Chiediamo che l’assunzione di responsabilità nei confronti delle misure sanitarie e contenitive del virus non pesi solo sulle dirigenze scolastiche, lasciate esposte allo scontro con i genitori, ma sia condiviso da chi governa gli asset organizzativi attraverso la fornitura non solo di fondi per i dispositivi di prevenzione, ma di risorse specialistiche e una rivisitazione del D.lgs 81 del 2008, che blocca le energie di tanti lasciando il governo dei processi alla paura.
Chiediamo un investimento sulle risorse per l’assistenza ai disabili che, in deroga alle limitazioni precedenti, stabilisca un rapporto 1:1 tra operatori e allievi con disabilità, perché mai come in questo momento la personalizzazione dei percorsi scolastici deve colmare nuove distanze.
Chiediamo che lo 0-6 smetta di essere considerato un servizio alla famiglia, non obbligatorio, ma riceva la dignità di segmento educativo essenziale sottratto ai vincoli della spesa cui sono assoggettati i Comuni: la scuola dell’infanzia e gli asili nido sono destinati al bambino-persona, che ha uguali diritti sin da quando nasce.

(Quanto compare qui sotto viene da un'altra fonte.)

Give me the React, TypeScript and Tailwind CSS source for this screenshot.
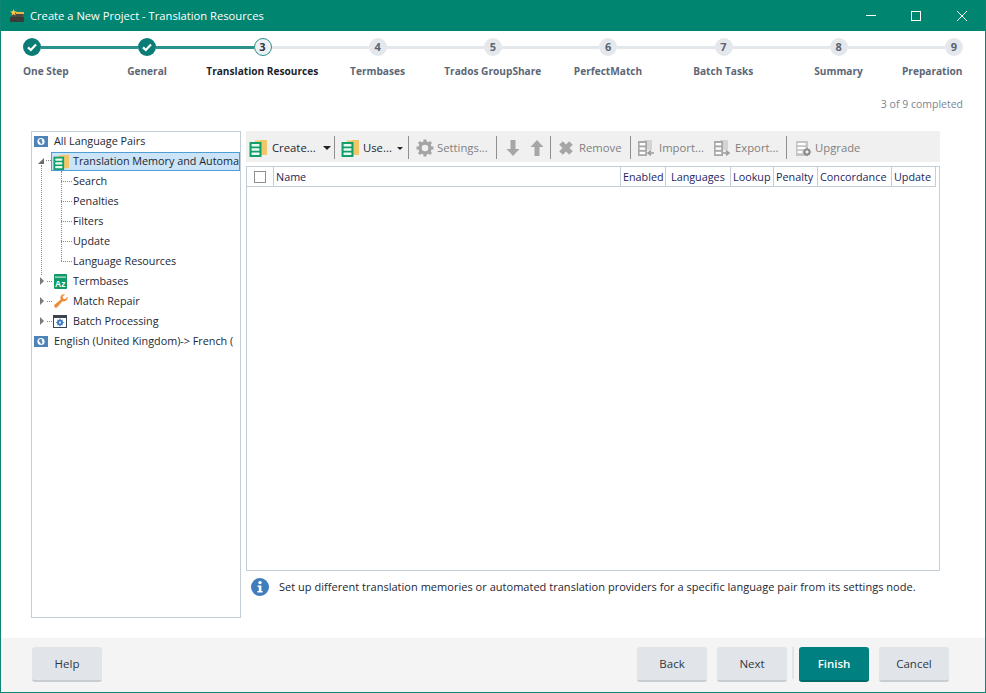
import React from "react";

const font = { fontFamily: '"Open Sans", "Noto Sans", sans-serif' };

function Check() {
  return (
    <span className="w-[18px] h-[18px] rounded-full bg-[#0a7d76] flex items-center justify-center shrink-0">
      <svg width="12" height="12" viewBox="0 0 12 12" fill="none"><path d="M2 6.4 L4.8 9 L10 3.4" stroke="#fff" strokeWidth="2.2" /></svg>
    </span>
  );
}
function Num({ n }: { n: number }) {
  return (
    <span className="w-[18px] h-[18px] rounded-full bg-[#e4e8ec] flex items-center justify-center shrink-0 text-[11px] font-bold text-[#5a6472]">{n}</span>
  );
}
function Line({ on }: { on?: boolean }) {
  return <span className={on ? "flex-1 h-[3px] bg-[#2a918c]" : "flex-1 h-[3px] bg-[#e4e8ec]"} />;
}

const labels = ["One Step", "General", "Translation Resources", "Termbases", "Trados GroupShare", "PerfectMatch", "Batch Tasks", "Summary", "Preparation"];

function Stepper() {
  return (
    <div className="pl-[22px] pr-[22px] pt-[7px]">
      <div className="flex items-center w-[940px]">
        <Check /><Line on /><Check /><Line on />
        <span className="w-[18px] h-[18px] rounded-full bg-[#eef1f3] border border-[#2a918c] flex items-center justify-center shrink-0 text-[11px] font-bold text-[#2b3440]">3</span>
        <Line /><Num n={4} /><Line /><Num n={5} /><Line /><Num n={6} /><Line /><Num n={7} /><Line /><Num n={8} /><Line /><Num n={9} />
      </div>
      <div className="grid grid-cols-[66.4px_repeat(7,115.25px)_66.4px] w-[940px] mt-[7px]">
        {labels.map((l, i) => (
          <span
            key={l}
            className={
              (i === 0 ? "text-left " : i === 8 ? "text-right " : "text-center ") +
              (i === 2 ? "text-[#1b1f2a] " : "text-[#5d6675] ") +
              "text-[10.15px] leading-[16px] font-bold whitespace-nowrap"
            }
          >
            {l}
          </span>
        ))}
      </div>
    </div>
  );
}

function TmIcon({ size = 18 }: { size?: number }) {
  return (
    <svg width={size} height={size} viewBox="0 0 18 18" className="shrink-0">
      <rect x="11" y="1" width="7" height="15" fill="#f2c76a" />
      <rect x="6" y="1.5" width="6" height="2" fill="#f2c76a" />
      <rect x="0.5" y="3" width="12" height="15" fill="#12a06a" />
      <rect x="2.5" y="5" width="8" height="2.6" rx="0.8" fill="#eafaf2" />
      <rect x="2.5" y="9.2" width="8" height="2.6" rx="0.8" fill="#eafaf2" />
      <rect x="2.5" y="13.4" width="8" height="2.6" rx="0.8" fill="#eafaf2" />
    </svg>
  );
}

function Globe() {
  return (
    <svg width="14" height="11" viewBox="0 0 14 11" className="shrink-0">
      <rect width="14" height="11" fill="#4d83b8" />
      <circle cx="7" cy="5.5" r="3.6" fill="#fff" />
      <path d="M6 3 L8.4 3.4 L7.6 5 L8.8 6.2 L7 8.4 L6.2 6.2 L4.6 5 Z" fill="#4d83b8" />
    </svg>
  );
}

function Termbase() {
  return (
    <svg width="13" height="15" viewBox="0 0 13 15" className="shrink-0">
      <rect x="0" y="0" width="13" height="15" fill="#109a68" rx="1" />
      <rect x="1" y="2.6" width="11" height="1" fill="#e8f6ef" />
      <text x="1" y="12.6" fontSize="8.5" fontWeight="700" fill="#fff" fontFamily="Liberation Sans">Az</text>
    </svg>
  );
}
function Wrench() {
  return (
    <svg width="14" height="14" viewBox="0 0 14 14" className="shrink-0">
      <path d="M13.6 2.8 L11 5.2 L9 4.6 L8.6 2.6 L11 0.4 C8.6 -0.2 6.2 1.4 6.4 4 C6.4 4.6 6.6 5 6.8 5.4 L0.8 10.6 C-0.2 11.6 0.2 13 1 13.4 C1.8 14 2.8 13.8 3.4 13 L8.4 7.2 C11.4 8.2 14.2 5.8 13.6 2.8 Z" fill="#ed8a34" />
    </svg>
  );
}
function Batch() {
  return (
    <svg width="14" height="13" viewBox="0 0 14 13" className="shrink-0">
      <rect x="0" y="0" width="14" height="13" fill="#3c4450" />
      <rect x="1" y="3" width="12" height="9" fill="#fff" />
      <circle cx="7" cy="7.5" r="3" fill="#3f7cc0" />
      <path d="M7 3.6 V11.4 M3.2 7.5 H10.8 M4.4 5 L9.6 10 M9.6 5 L4.4 10" stroke="#3f7cc0" strokeWidth="1" />
      <circle cx="7" cy="7.5" r="1" fill="#fff" />
    </svg>
  );
}
function Gear({ size = 18, color = "#a4a4a4" }: { size?: number; color?: string }) {
  return (
    <svg width={size} height={size} viewBox="0 0 18 18" className="shrink-0">
      <circle cx="9" cy="9" r="5" fill="none" stroke={color} strokeWidth="3.4" />
      <path d="M9 0.5 V4 M9 14 V17.5 M0.5 9 H4 M14 9 H17.5 M3 3 L5.4 5.4 M12.6 12.6 L15 15 M15 3 L12.6 5.4 M5.4 12.6 L3 15" stroke={color} strokeWidth="3" />
    </svg>
  );
}
function Arrow({ up }: { up?: boolean }) {
  return (
    <svg width="14" height="18" viewBox="0 0 14 18" className="shrink-0">
      <path d={up ? "M7 1 L13.5 8 L9.5 8 L9.5 17 L4.5 17 L4.5 8 L0.5 8 Z" : "M7 17 L13.5 10 L9.5 10 L9.5 1 L4.5 1 L4.5 10 L0.5 10 Z"} fill="#a6a6a6" />
    </svg>
  );
}
function RemoveX() {
  return (
    <svg width="16" height="16" viewBox="0 0 16 16" className="shrink-0">
      <path d="M3 3 L13 13 M13 3 L3 13" stroke="#a6a6a6" strokeWidth="5" />
    </svg>
  );
}
function ImportIcon({ out }: { out?: boolean }) {
  return (
    <svg width="18" height="18" viewBox="0 0 18 18" className="shrink-0">
      <rect x="7" y="1" width="8" height="10" fill="#d4d4d4" />
      <rect x="1" y="2" width="9" height="15" fill="#a8a8a8" />
      <rect x="2.6" y="4" width="5.6" height="2.4" fill="#fff" />
      <rect x="2.6" y="8.4" width="5.6" height="2.4" fill="#fff" />
      <rect x="2.6" y="12.8" width="5.6" height="2.4" fill="#fff" />
      <path d={out ? "M10 14 H15 M13 11.6 L16 14 L13 16.4" : "M17 14 H12 M14 11.6 L11 14 L14 16.4"} stroke="#9a9a9a" strokeWidth="1.5" fill="none" />
    </svg>
  );
}
function Upgrade() {
  return (
    <svg width="17" height="17" viewBox="0 0 17 17" className="shrink-0">
      <rect x="1" y="1" width="12" height="15" fill="#c4c4c4" />
      <rect x="2.6" y="3" width="8" height="2.2" fill="#fff" />
      <rect x="2.6" y="7" width="8" height="2.2" fill="#fff" />
      <rect x="2.6" y="11" width="5" height="2.2" fill="#fff" />
      <circle cx="12" cy="12" r="2.6" fill="none" stroke="#8c8c8c" strokeWidth="1.8" />
      <path d="M12 7.8 V16.2 M7.8 12 H16.2 M9 9 L15 15 M15 9 L9 15" stroke="#8c8c8c" strokeWidth="1" />
      <circle cx="12" cy="12" r="1.4" fill="#f0f0f0" />
    </svg>
  );
}
function Sep({ className }: { className: string }) {
  return <span className={"w-px h-[23px] bg-[#8f8f8f] shrink-0 -mt-[2px] " + className} />;
}

function Toolbar() {
  const dim = "text-[#808080] whitespace-nowrap";
  return (
    <div className="h-[31px] bg-[#f0f0f0] flex items-center pl-[3px] pt-[3px] text-[11.3px]">
      <TmIcon />
      <span className="ml-[5px] w-[44px] text-[#1c2733] whitespace-nowrap">Create...</span>
      <span className="ml-[7px] w-0 h-0 border-x-[4px] border-x-transparent border-t-[4px] border-t-[#222] shrink-0" />
      <Sep className="ml-[3px]" />
      <span className="ml-[6px]" />
      <TmIcon />
      <span className="ml-[4px] w-[29px] text-[#1c2733] whitespace-nowrap">Use...</span>
      <span className="ml-[5px] w-0 h-0 border-x-[3px] border-x-transparent border-t-[3px] border-t-[#222] shrink-0" />
      <Sep className="ml-[5px]" />
      <span className="ml-[7px]" />
      <Gear />
      <span className={"ml-[3px] w-[52px] " + dim}>Settings...</span>
      <Sep className="ml-[7px]" />
      <span className="ml-[9px]" />
      <Arrow />
      <span className="ml-[10px]" />
      <Arrow up />
      <Sep className="ml-[6px]" />
      <span className="ml-[7px]" />
      <RemoveX />
      <span className={"ml-[5px] w-[44px] " + dim}>Remove</span>
      <Sep className="ml-[7px]" />
      <span className="ml-[6px]" />
      <ImportIcon />
      <span className={"ml-[4px] w-[46px] " + dim}>Import...</span>
      <span className="ml-[8px]" />
      <ImportIcon out />
      <span className={"ml-[4px] w-[44px] " + dim}>Export...</span>
      <Sep className="ml-[7px]" />
      <span className="ml-[8px]" />
      <Upgrade />
      <span className={"ml-[3px] " + dim}>Upgrade</span>
    </div>
  );
}

const cols: [string, string][] = [
  ["Enabled", "w-[45px] pl-[2px]"],
  ["Languages", "w-[65px] pl-[5px]"],
  ["Lookup", "w-[43px] pl-[2px]"],
  ["Penalty", "w-[44px] pl-[2px]"],
  ["Concordance", "w-[74px] pl-[2px]"],
  ["Update", "w-[44px] pl-[2px]"],
];

function Table() {
  return (
    <div className="mt-[4px] h-[405px] border border-[#c3ced6] bg-white">
      <div className="h-[20px] w-[689px] flex border-b border-[#c3ced6] text-[10.8px] leading-[19px] text-[#1d2560]">
        <div className="w-[27px] border-r border-[#c3ced6] flex items-center justify-center pr-[1px]">
          <span className="w-[12px] h-[12px] border border-[#8e8e8e] bg-white" />
        </div>
        <div className="flex-1 border-r border-[#c3ced6] pl-[2px]">Name</div>
        {cols.map(([c, w]) => (
          <div key={c} className={w + " border-r border-[#c3ced6] whitespace-nowrap overflow-hidden"}>{c}</div>
        ))}
      </div>
    </div>
  );
}

function TreeRow({ children, label, indent }: { children?: React.ReactNode; label: string; indent: string }) {
  return (
    <div className={"flex items-center whitespace-nowrap " + indent}>
      {children}
      <span className="text-[#1c2733]">{label}</span>
    </div>
  );
}
function Dash({ className }: { className: string }) {
  return <span className={"h-0 border-t border-dotted border-[#8a8a8a] shrink-0 " + className} />;
}
function Tri() {
  return <span className="w-0 h-0 border-y-[4px] border-y-transparent border-l-[4px] border-l-[#7b7b7b] shrink-0" />;
}

function Tree() {
  return (
    <div className="relative w-[210px] h-[487px] border border-[#c3ced6] text-[10.8px] overflow-hidden">
      <span className="absolute left-[9px] top-[33px] h-[110px] border-l border-dotted border-[#8a8a8a]" />
      <span className="absolute left-[29px] top-[39px] h-[90px] border-l border-dotted border-[#8a8a8a]" />
      <TreeRow label="All Language Pairs" indent="h-[19px] pl-[2px]">
        <Globe /><span className="w-[6px] shrink-0" />
      </TreeRow>
      <div className="relative h-[20px] flex items-end whitespace-nowrap">
        <span className="absolute left-[6px] top-[7px] w-0 h-0 border-b-[6px] border-b-[#6b6b6b] border-l-[6px] border-l-transparent" />
        <Dash className="ml-[14px] w-[5px] mb-[10px]" />
        <div className="flex-1 h-[19px] min-w-0 bg-[#cce4f7] border border-[#4f9fd6] flex items-center">
          <span className="w-px shrink-0" />
          <TmIcon size={16} />
          <span className="ml-[4px] text-[#1c2733]">Translation Memory and Automa</span>
        </div>
      </div>
      {["Search", "Penalties", "Filters", "Update", "Language Resources"].map((t) => (
        <TreeRow key={t} label={t} indent="h-[20px] pl-[29px]"><Dash className="w-[11px] mr-px" /></TreeRow>
      ))}
      <TreeRow label="Termbases" indent="h-[20px] pl-[8px]">
        <Tri /><Dash className="ml-[3px] w-[5px] mr-[2px]" /><Termbase /><span className="w-[6px] shrink-0" />
      </TreeRow>
      <TreeRow label="Match Repair" indent="h-[20px] pl-[8px]">
        <Tri /><Dash className="ml-[3px] w-[5px] mr-[2px]" /><Wrench /><span className="w-[5px] shrink-0" />
      </TreeRow>
      <TreeRow label="Batch Processing" indent="h-[20px] pl-[8px]">
        <Tri /><Dash className="ml-[3px] w-[5px] mr-[1px]" /><Batch /><span className="w-[6px] shrink-0" />
      </TreeRow>
      <TreeRow label="English (United Kingdom)-> French (" indent="h-[20px] pl-[2px]">
        <Globe /><span className="w-[6px] shrink-0" />
      </TreeRow>
    </div>
  );
}

function InfoIcon() {
  return (
    <svg width="18" height="18" viewBox="0 0 18 18" className="shrink-0">
      <circle cx="9" cy="9" r="9" fill="#3f7dbd" />
      <circle cx="9" cy="4.6" r="1.7" fill="#fff" />
      <path d="M6.6 7.4 H10.4 V13 H11.6 V14.6 H6.4 V13 H7.8 V9 H6.6 Z" fill="#fff" />
    </svg>
  );
}

function Btn({ children, primary, className = "" }: { children: string; primary?: boolean; className?: string }) {
  return (
    <button
      className={
        (primary
          ? "bg-[#008080] border-b-2 border-b-[#006a68] text-white font-semibold "
          : "bg-[#e1e5e9] border-b-2 border-b-[#c9cdd2] text-[#2e3744] ") +
        "w-[70px] h-[35px] rounded-[3px] text-[11.5px] flex items-center justify-center " +
        className
      }
    >
      {children}
    </button>
  );
}

export default function App() {
  return (
    <div style={font} className="w-[986px] h-[693px] border border-[#0e8673] border-t-0 flex flex-col bg-white overflow-hidden">
      <div className="h-[31px] bg-[#008571] flex items-center text-white shrink-0 -mx-px">
        <svg width="14" height="14" viewBox="0 0 14 14" className="ml-[10px] shrink-0">
          <rect x="0" y="8" width="14" height="5" fill="#3b3b38" rx="1" />
          <rect x="1" y="4" width="12" height="4" fill="#4a4a44" />
          <rect x="6" y="3" width="8" height="2" fill="#e8b848" />
          <path d="M3.5 0 L4.5 2.2 L7 2.5 L5 4 L5.6 6.4 L3.5 5.2 L1.4 6.4 L2 4 L0 2.5 L2.5 2.2 Z" fill="#f5c84a" />
        </svg>
        <span className="ml-[6px] pt-px text-[11.2px]">Create a New Project - Translation Resources</span>
        <div className="ml-auto flex items-center mr-[19px]">
          <span className="w-[10px] h-px bg-white mr-[35px]" />
          <span className="w-[10px] h-[10px] border border-white mr-[36px]" />
          <svg width="10" height="10" viewBox="0 0 10 10"><path d="M0 0 L10 10 M10 0 L0 10" stroke="#fff" strokeWidth="1" /></svg>
        </div>
      </div>
      <Stepper />
      <div className="mt-[17px] h-[16px] pr-[22px] text-right text-[10.5px] leading-[16px] text-[#7d8590]">3 of 9 completed</div>
      <div className="flex mt-[19px] ml-[30px] shrink-0">
        <Tree />
        <div className="ml-[5px] w-[694px] text-[12px]">
          <Toolbar />
          <Table />
          <div className="flex items-center mt-[7px] pl-[5px]">
            <InfoIcon />
            <span className="ml-[10px] text-[11px] tracking-[0.025px] text-[#1c2733] whitespace-nowrap">Set up different translation memories or automated translation providers for a specific language pair from its settings node.</span>
          </div>
        </div>
      </div>
      <div className="mt-[20px] flex-1 bg-[#f4f4f4] flex items-start pt-[9px] pl-[31px]">
        <Btn>Help</Btn>
        <Btn className="ml-[535px]">Back</Btn>
        <Btn className="ml-[10px]">Next</Btn>
        <span className="w-[2px] h-[32px] bg-[#e1e5e9] ml-[5px]" />
        <Btn primary className="ml-[5px]">Finish</Btn>
        <Btn className="ml-[10px]">Cancel</Btn>
      </div>
    </div>
  );
}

Chiediamo che venga data la possibilità alle autonomie delle scuole e alle autonomie dei territori di coniugarsi in alleanze virtuose, che producano concrete azioni di lotta alla disuguaglianza, affidando a livello locale non solo la raccolta dei bisogni, ma i mezzi economici per rispondere alla povertà educativa e il coordinamento di piani di sviluppo di reti educative e culturali con al centro le scuole, presidi di democrazia e pari opportunità.
L’orizzonte culturale di riferimento della nostra idea di scuola non sarà né vuole essere localistico o di parte, o di gruppo o di etnia, ma vuole tendere a valori universali, valorizzare il piacere di stare insieme, conoscere e imparare in sé rispetto all’attesa del premio o della punizione, del voto o della bocciatura.
Questi e altri presupposti dell’educazione democratica devono trovare concretezza nelle prossime scelte politiche e nelle pratiche, a partire da oggi e in prospettiva per il dopo-Covid. Stanchi delle retoriche, come demA chiediamo di riportare la scuola al posto che le compete di diritto: nel cuore della vita e dello sviluppo del Paese.